Couldn't resist a back-of-envelope calculation:

There are 2^128 possible MD5 hashes or c. 3.4 x 10^38 (that is odds 340 billion, billion, billion, billion, billion, billion, billion, billion, billion,billion, billion to 1 against). Lets call this number 'M'

The probability of the Kth hash matching if the 1 to (K-1)th matches didn't is (1-(K-1)/M) as we have K-1 unique hashes already out of M.

And P(no duplicate in N file hashes) = Product [k = 1...N] (1-(k-1)/M).

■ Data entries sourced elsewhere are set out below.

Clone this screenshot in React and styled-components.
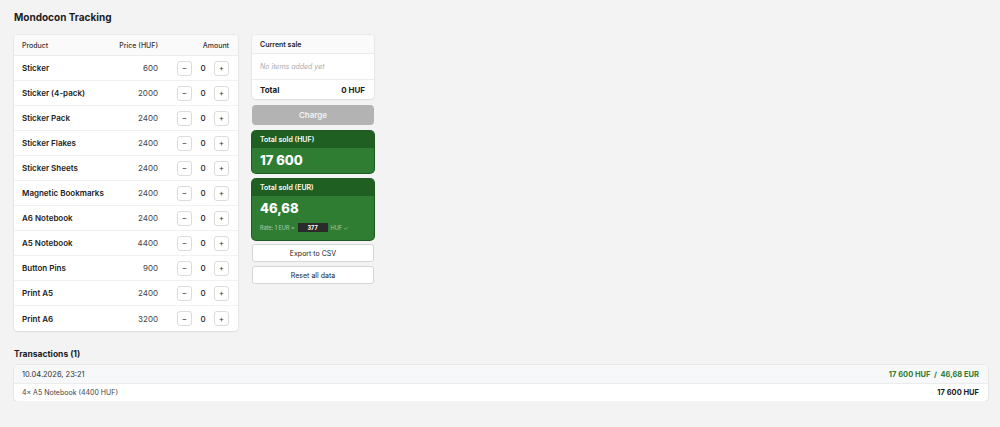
import React from 'react'
import styled, { createGlobalStyle } from 'styled-components'

const products = [
  ['Sticker', 600],
  ['Sticker (4-pack)', 2000],
  ['Sticker Pack', 2400],
  ['Sticker Flakes', 2400],
  ['Sticker Sheets', 2400],
  ['Magnetic Bookmarks', 2400],
  ['A6 Notebook', 2400],
  ['A5 Notebook', 4400],
  ['Button Pins', 900],
  ['Print A5', 2400],
  ['Print A6', 3200],
]

const GlobalStyle = createGlobalStyle`
  html, body {
    margin: 0;
    background: #f3f3f3;
    font-family: Inter, "Noto Sans", "Liberation Sans", sans-serif;
    color: #1d1d1f;
  }
`

const App = () => {
  return (
    <React.Fragment>
      <GlobalStyle />
      <Page>
        <Title>Mondocon Tracking</Title>
        <Top>
          <Card width="224px">
            <HeadRow>
              <Cell>Product</Cell>
              <Cell align="right">Price (HUF)</Cell>
              <Cell align="right">Amount</Cell>
            </HeadRow>
            {products.map(([name, price]) => (
              <Row key={name}>
                <Name>{name}</Name>
                <Price>{price}</Price>
                <Counter>
                  <StepBtn>−</StepBtn>
                  <Count>0</Count>
                  <StepBtn>+</StepBtn>
                </Counter>
              </Row>
            ))}
          </Card>
          <Side>
            <Card>
              <SaleHead>Current sale</SaleHead>
              <Empty>No items added yet</Empty>
              <TotalRow>
                <span>Total</span>
                <span>0 HUF</span>
              </TotalRow>
            </Card>
            <ChargeBtn>Charge</ChargeBtn>
            <StatCard>
              <StatHead>Total sold (HUF)</StatHead>
              <StatBody>
                <StatValue>17 600</StatValue>
              </StatBody>
            </StatCard>
            <StatCard>
              <StatHead>Total sold (EUR)</StatHead>
              <StatBody>
                <StatValue>46,68</StatValue>
                <Rate>
                  Rate: 1 EUR = <RateInput>377</RateInput> HUF ✓
                </Rate>
              </StatBody>
            </StatCard>
            <Buttons>
              <PlainBtn>Export to CSV</PlainBtn>
              <PlainBtn>Reset all data</PlainBtn>
            </Buttons>
          </Side>
        </Top>
        <SubTitle>Transactions (1)</SubTitle>
        <Card>
          <TxHead>
            <span>10.04.2026, 23:21</span>
            <TxSum>17 600 HUF &nbsp;/&nbsp; 46,68 EUR</TxSum>
          </TxHead>
          <TxLine>
            <span>4× A5 Notebook (4400 HUF)</span>
            <strong>17 600 HUF</strong>
          </TxLine>
        </Card>
      </Page>
    </React.Fragment>
  )
}

const Page = styled.div`
  padding: 10px 12px 0 14px;
`

const Title = styled.h1`
  margin: 0 0 10px 0;
  font-size: 10px;
  font-weight: 700;
  line-height: 15px;
`

const Top = styled.div`
  display: flex;
  align-items: flex-start;
  gap: 14px;
`

const Card = styled.div`
  width: ${(p) => p.width || 'auto'};
  background: #fff;
  border-radius: 4px;
  box-shadow: 0 0 0 1px rgba(0, 0, 0, 0.04), 0 1px 2px rgba(0, 0, 0, 0.06);
  overflow: hidden;
`

const HeadRow = styled.div`
  display: grid;
  grid-template-columns: 1fr 50px 71px;
  align-items: center;
  height: 20px;
  padding: 0 9px 0 8px;
  background: #fafafa;
  border-bottom: 1px solid #ececec;
  font-size: 7px;
  font-weight: 500;
  color: #333;
`

const Cell = styled.span`
  text-align: ${(p) => p.align || 'left'};
  white-space: nowrap;
`

const Row = styled.div`
  display: grid;
  grid-template-columns: 1fr 50px 71px;
  align-items: center;
  height: 25px;
  padding: 0 9px 0 8px;
  border-bottom: 1px solid #f1f1f1;
  box-sizing: border-box;
  &:last-child {
    border-bottom: none;
  }
`

const Name = styled.span`
  font-size: 8px;
  font-weight: 600;
  color: #222;
  white-space: nowrap;
`

const Price = styled.span`
  font-size: 8px;
  color: #444;
  text-align: right;
`

const Counter = styled.div`
  display: flex;
  align-items: center;
  justify-content: flex-end;
`

const StepBtn = styled.div`
  width: 15px;
  height: 15px;
  box-sizing: border-box;
  border: 1px solid #dcdcdc;
  border-radius: 3px;
  background: #fff;
  display: flex;
  align-items: center;
  justify-content: center;
  font-size: 8px;
  color: #333;
`

const Count = styled.span`
  width: 22px;
  text-align: center;
  font-size: 8px;
  font-weight: 500;
`

const Side = styled.div`
  width: 122px;
  display: flex;
  flex-direction: column;
  gap: 6px;
`

const SaleHead = styled.div`
  height: 18px;
  display: flex;
  align-items: center;
  padding: 0 8px;
  font-size: 7px;
  font-weight: 600;
  background: #fafafa;
  border-bottom: 1px solid #ececec;
`

const Empty = styled.div`
  height: 25px;
  display: flex;
  align-items: center;
  padding: 0 8px;
  font-size: 7px;
  font-style: italic;
  color: #aaa;
  border-bottom: 1px solid #ececec;
`

const TotalRow = styled.div`
  height: 19px;
  display: flex;
  align-items: center;
  justify-content: space-between;
  padding: 0 9px 0 8px;
  font-size: 8px;
  font-weight: 700;
`

const ChargeBtn = styled.div`
  height: 20px;
  border-radius: 4px;
  background: #b3b3b3;
  color: #f3f3f3;
  display: flex;
  align-items: center;
  justify-content: center;
  font-size: 8px;
  font-weight: 600;
`

const StatCard = styled.div`
  border-radius: 4px;
  overflow: hidden;
  background: #2f7d33;
  color: #fff;
  box-shadow: 0 0 0 1px #1f5a22;
`

const StatHead = styled.div`
  height: 17px;
  display: flex;
  align-items: center;
  padding: 0 8px;
  background: #1f5f22;
  font-size: 7px;
  font-weight: 600;
`

const StatBody = styled.div`
  padding: 4px 8px 5px 8px;
`

const StatValue = styled.div`
  font-size: 13px;
  font-weight: 800;
  line-height: 16px;
`

const Rate = styled.div`
  margin: 7px 0 3px 0;
  display: flex;
  align-items: center;
  gap: 3px;
  font-size: 5.5px;
  color: rgba(255, 255, 255, 0.6);
`

const RateInput = styled.span`
  width: 30px;
  height: 9px;
  background: #2a2a2a;
  color: #fff;
  font-weight: 700;
  display: inline-flex;
  align-items: center;
  justify-content: center;
`

const Buttons = styled.div`
  display: flex;
  flex-direction: column;
  gap: 4px;
  margin-top: -2px;
`

const PlainBtn = styled.div`
  height: 18px;
  box-sizing: border-box;
  border: 1px solid #d6d6d6;
  border-radius: 3px;
  background: #fff;
  display: flex;
  align-items: center;
  justify-content: center;
  font-size: 7px;
  color: #222;
`

const SubTitle = styled.h2`
  margin: 18px 0 6px 0;
  font-size: 8.5px;
  font-weight: 700;
`

const TxHead = styled.div`
  height: 18px;
  display: flex;
  align-items: center;
  justify-content: space-between;
  padding: 0 9px 0 8px;
  background: #f7f8f9;
  border-bottom: 1px solid #ececec;
  font-size: 7.5px;
  color: #333;
`

const TxSum = styled.span`
  color: #2e7d32;
  font-weight: 700;
`

const TxLine = styled.div`
  height: 17px;
  display: flex;
  align-items: center;
  justify-content: space-between;
  padding: 0 9px 0 8px;
  font-size: 7px;
  color: #444;
  strong {
    color: #222;
    font-size: 7.5px;
  }
`

export default App
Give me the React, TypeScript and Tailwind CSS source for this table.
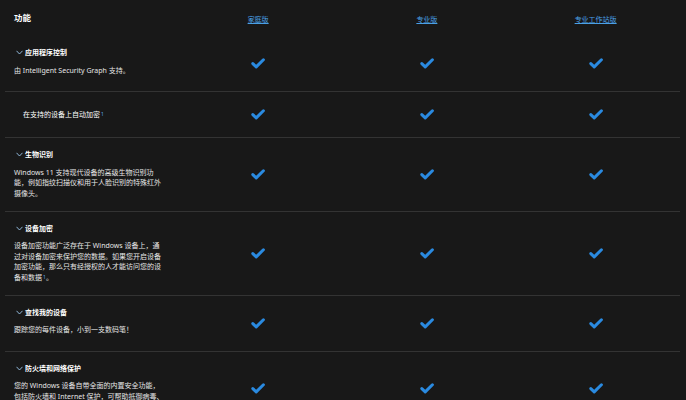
type Feature = {
  title?: string;
  lines: React.ReactNode[];
};

const features: Feature[] = [
  { title: '应用程序控制', lines: ['由 Intelligent Security Graph 支持。'] },
  {
    lines: [
      <>
        在支持的设备上自动加密<Sup />
      </>,
    ],
  },
  {
    title: '生物识别',
    lines: [
      'Windows 11 支持现代设备的高级生物识别功',
      '能，例如指纹扫描仪和用于人脸识别的特殊红外',
      '摄像头。',
    ],
  },
  {
    title: '设备加密',
    lines: [
      '设备加密功能广泛存在于 Windows 设备上，通',
      '过对设备加密来保护您的数据。如果您开启设备',
      '加密功能，那么只有经授权的人才能访问您的设',
      <>
        备和数据<Sup />。
      </>,
    ],
  },
  { title: '查找我的设备', lines: ['跟踪您的每件设备，小到一支数码笔！'] },
  {
    title: '防火墙和网络保护',
    lines: [
      '您的 Windows 设备自带全面的内置安全功能，',
      '包括防火墙和 Internet 保护，可帮助抵御病毒、',
      '恶意软件和勒索软件。',
    ],
  },
];

const editions = ['家庭版', '专业版', '专业工作站版'];

function Sup() {
  return <sup className="relative -top-[1px] ml-[1px] text-[5px] text-[#5aa7e8]">1</sup>;
}

function Chevron() {
  return (
    <svg width="7" height="5" viewBox="0 0 7 5" className="ml-[2px] mr-[2px] shrink-0">
      <polyline points="0.5,0.8 3.5,4 6.5,0.8" fill="none" stroke="#9cc6ec" strokeWidth="0.9" />
    </svg>
  );
}

function Check() {
  return (
    <svg width="14" height="11" viewBox="0 0 14 11">
      <path
        d="M1.8 5.6 L5.2 8.9 L12.4 1.8"
        fill="none"
        stroke="#2a8ae0"
        strokeWidth="3"
        strokeLinecap="round"
        strokeLinejoin="round"
      />
    </svg>
  );
}

export default function App() {
  return (
    <div
      className="h-[400px] w-[686px] overflow-hidden bg-[#181818] text-[#e6e6e6]"
      style={{ fontFamily: '"Noto Sans", "Noto Sans CJK SC", sans-serif' }}
    >
      <div className="ml-[5px] w-[675px]">
        {/* 表头 */}
        <div className="grid h-[36px] grid-cols-4">
          <div className="pl-[9px] pt-[12px] text-[8.5px] font-bold leading-[12px] text-white">功能</div>
          {editions.map(e => (
            <div key={e} className="pt-[15px] text-center text-[7px] leading-[10px]">
              <span className="text-[#4aa0e6] underline underline-offset-[1px]">{e}</span>
            </div>
          ))}
        </div>

        {features.map((f, i) => (
          <div key={i} className="grid grid-cols-4 border-b border-[#333333]">
            {f.title ? (
              <div className="min-h-[55px] pb-[11px] pl-[9px] pr-[4px] pt-[11px]">
                <div className="flex h-[11px] items-center overflow-visible text-[7px] font-bold leading-[11px] text-white">
                  <Chevron />
                  {f.title}
                </div>
                <div className="mt-[7.5px] text-[7px] leading-[10.7px]">
                  {f.lines.map((l, j) => (
                    <div key={j} className="h-[10.7px] whitespace-nowrap">
                      {l}
                    </div>
                  ))}
                </div>
              </div>
            ) : (
              <div className="flex h-[45px] items-center pl-[18px] text-[7px] leading-[11px] text-white">
                {f.lines[0]}
              </div>
            )}
            {editions.map(e => (
              <div key={e} className="flex items-center justify-center">
                <Check />
              </div>
            ))}
          </div>
        ))}
      </div>
    </div>
  );
}
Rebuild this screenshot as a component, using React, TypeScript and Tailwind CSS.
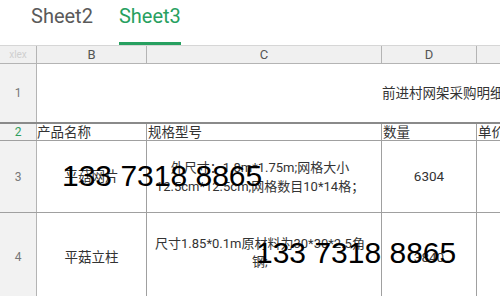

When N^2 <<< M then this approximates to 1 - 1/2 N^2 / M and P(one or more duplicates) = 1/2 N^2 / M when 1/2 N^2 is an approximation to the number of pair-wise matches of hashes that have to be made

So lets say we take photograph of EVERYONE ON THE PLANET (7.8 billion, or a little under 2^33) then there are 30.4 billion billion billion pair-wise comparisons to make (a little under 2^65).

This means that the chance of a matching MD5 hash (assuming perfectly even distribution) is still 2^65/2^128 = 2^-63 or 1 in 10,000,000,000,000,000,000.

MD5 is a pretty decent hash function for non-hostile environments which means the chance of your clients having a false match is far less likely than say the chance of their CEO going crazy and burning down the data centre, let alone the stuff they actually worry about.